> _Exercise_: Read the listing and extract each line that includes the word "full".

╭──

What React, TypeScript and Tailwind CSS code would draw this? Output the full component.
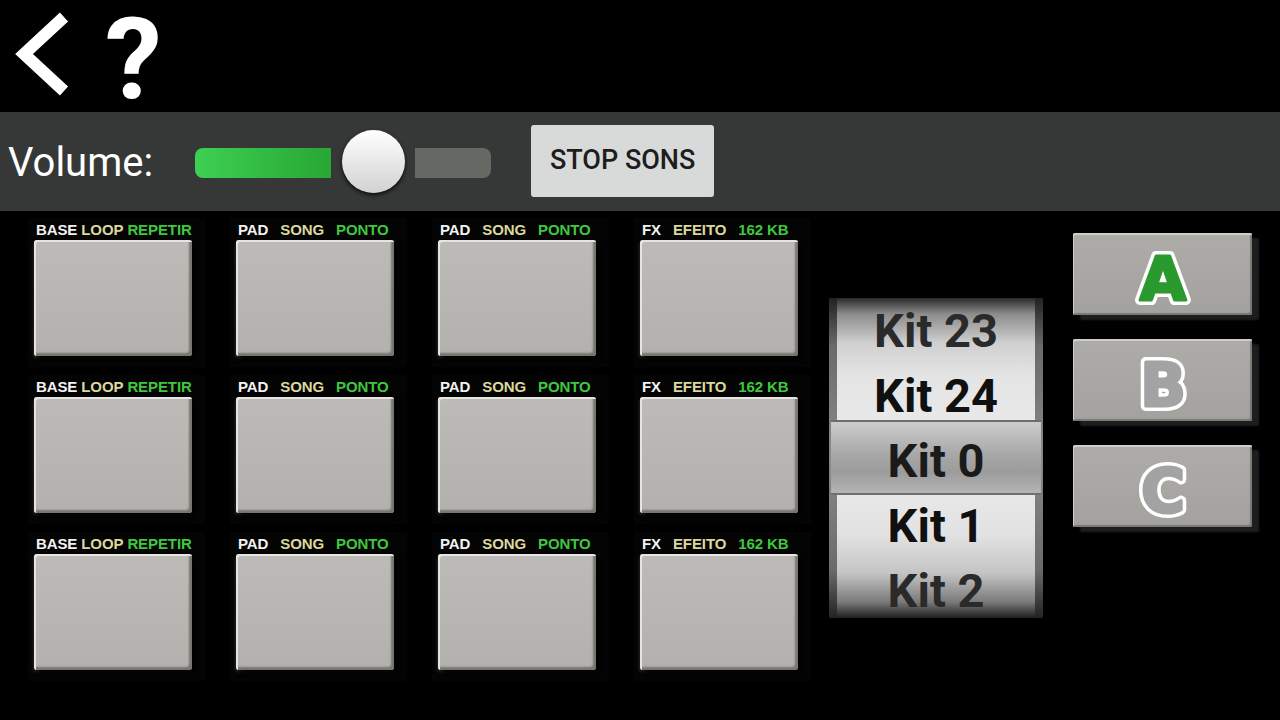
import React from 'react';

type Label = { a: string; b: string; c: string; spaced?: boolean };

const columns: Label[] = [
  { a: 'BASE', b: 'LOOP', c: 'REPETIR' },
  { a: 'PAD', b: 'SONG', c: 'PONTO', spaced: true },
  { a: 'PAD', b: 'SONG', c: 'PONTO', spaced: true },
  { a: 'FX', b: 'EFEITO', c: '162 KB', spaced: true },
];

const kits = [
  { name: 'Kit 23', color: 'text-[#2a2a2a]' },
  { name: 'Kit 24', color: 'text-[#101010]' },
  { name: 'Kit 0', color: 'text-[#1a1a1a]' },
  { name: 'Kit 1', color: 'text-[#101010]' },
  { name: 'Kit 2', color: 'text-[#2a2a2a]' },
];

function Pad({ label }: { label: Label }) {
  return (
    <div className="w-[177px] h-[149px] bg-[#040404] flex flex-col pt-[2px] pl-[6px]">
      <div
        className={`h-[18px] pl-[2px] flex items-center text-[15px] font-bold leading-none tracking-[-0.1px] ${
          label.spaced ? 'gap-[12px]' : 'gap-[4px]'
        }`}
        style={{ fontFamily: '"Liberation Sans", Arial, sans-serif' }}
      >
        <span className="text-[#f2f2f2]">{label.a}</span>
        <span className="text-[#dcd79c]">{label.b}</span>
        <span className="text-[#3fc83f]">{label.c}</span>
      </div>
      <div className="mt-[2px] w-[158px] h-[116px] rounded-[3px] bg-gradient-to-b from-[#bdbbb7] to-[#b3b1ad] shadow-[inset_2px_2px_0_#e6e4e0,inset_-3px_-3px_2px_#77756f,3px_4px_5px_rgba(0,0,0,0.95),-1px_2px_3px_rgba(255,255,240,0.15)]" />
    </div>
  );
}

function LetterButton({ letter, fill }: { letter: string; fill: string }) {
  const common = {
    x: 50,
    y: 65,
    textAnchor: 'middle' as const,
    fontFamily: '"DejaVu Sans", sans-serif',
    fontWeight: 'bold',
    fontSize: 60,
    strokeLinejoin: 'round' as const,
  };
  return (
    <div className="w-[179px] h-[82px] rounded-[2px] bg-gradient-to-b from-[#aeaca8] to-[#a4a29e] shadow-[inset_1px_2px_0_#cfcdc9,inset_-2px_-2px_1px_#7a7874,7px_5px_2px_#1e1e1e] flex items-center justify-center">
      <svg width="100" height="80" viewBox="0 0 100 80" className="mt-[1px]">
        <text {...common} fill="#ffffff" stroke="#ffffff" strokeWidth="10">
          {letter}
        </text>
        <text {...common} fill={fill} stroke={fill} strokeWidth="3">
          {letter}
        </text>
      </svg>
    </div>
  );
}

export default function App() {
  return (
    <div className="w-[1280px] h-[720px] bg-black overflow-hidden" style={{ fontFamily: 'Roboto, "Liberation Sans", sans-serif' }}>
      {/* header */}
      <div className="h-[112px] flex items-start">
        <svg className="ml-[10px] mt-[8px]" width="64" height="92" viewBox="0 0 64 92">
          <polyline points="54,9 14,46 54,83" fill="none" stroke="#ffffff" strokeWidth="12" strokeLinecap="butt" strokeLinejoin="miter" />
        </svg>
        <div className="ml-[31px] mt-[-26px] text-white font-bold text-[114px] leading-normal">?</div>
      </div>

      {/* volume bar */}
      <div className="relative h-[99px] bg-[#363837] flex items-center">
        <span className="ml-[8px] text-white text-[40px] leading-none mt-[3px]">Volume:</span>
        <div className="ml-[42px] flex items-center">
          <div className="w-[136px] h-[30px] rounded-l-[8px] bg-gradient-to-r from-[#3dd052] to-[#27a733] mt-[3px]" />
          <div className="ml-[11px] w-[63px] h-[63px] rounded-full bg-gradient-to-b from-[#ffffff] to-[#d2d2d2] shadow-[0_2px_4px_rgba(0,0,0,0.85)]" />
          <div className="ml-[10px] w-[76px] h-[30px] rounded-r-[8px] bg-[#666863] mt-[3px]" />
        </div>
        <button className="ml-[40px] mb-[2px] w-[183px] h-[72px] rounded-[3px] bg-[#d8dad9] text-[#1d1d1d] text-[27px] font-medium">
          STOP SONS
        </button>
      </div>

      {/* main area */}
      <div className="flex items-start">
        <div className="ml-[28px] mt-[7px] grid grid-cols-[repeat(4,177px)] gap-x-[25px] gap-y-[8px]">
          {[0, 1, 2].map((r) =>
            columns.map((c, i) => <Pad key={`${r}-${i}`} label={c} />)
          )}
        </div>

        {/* kit picker */}
        <div className="ml-[18px] mt-[87px] relative w-[214px] h-[320px] overflow-hidden bg-[linear-gradient(to_bottom,#2a2a2a_0%,#8c8c8c_5%,#cfcfcf_14%,#e4e4e4_24%,#e8e8e8_36%,#e8e8e8_62%,#e2e2e2_74%,#c4c4c4_86%,#7a7a7a_95%,#1e1e1e_100%)]">
          <div className="absolute inset-y-0 left-0 w-[8px] bg-[linear-gradient(to_bottom,#222_0%,#6a6a6a_15%,#8a8a8a_50%,#6a6a6a_85%,#222_100%)]" />
          <div className="absolute inset-y-0 right-0 w-[8px] bg-[linear-gradient(to_bottom,#222_0%,#6a6a6a_15%,#8a8a8a_50%,#6a6a6a_85%,#222_100%)]" />
          <div className="absolute left-[2px] right-[2px] top-[122px] h-[75px] border-y-2 border-[#6e6e6e] bg-[linear-gradient(to_bottom,#cdcdcd_0%,#a8a8a8_45%,#9c9c9c_70%,#b4b4b4_100%)]" />
          <div className="relative flex flex-col">
            {kits.map((k) => (
              <div key={k.name} className={`h-[65px] flex items-center justify-center font-bold text-[47px] leading-none ${k.color}`}>
                {k.name}
              </div>
            ))}
          </div>
        </div>

        {/* bank buttons */}
        <div className="ml-[30px] mt-[22px] flex flex-col gap-[24px]">
          <LetterButton letter="A" fill="#2b9a2e" />
          <LetterButton letter="B" fill="#a3a3a3" />
          <LetterButton letter="C" fill="#a3a3a3" />
        </div>
      </div>
    </div>
  );
}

╰──

> _Completed task_:
What React, TypeScript and Tailwind CSS code would draw this? Output the full component.
          <div className="ml-[11px] w-[63px] h-[63px] rounded-full bg-gradient-to-b from-[#ffffff] to-[#d2d2d2] shadow-[0_2px_4px_rgba(0,0,0,0.85)]" />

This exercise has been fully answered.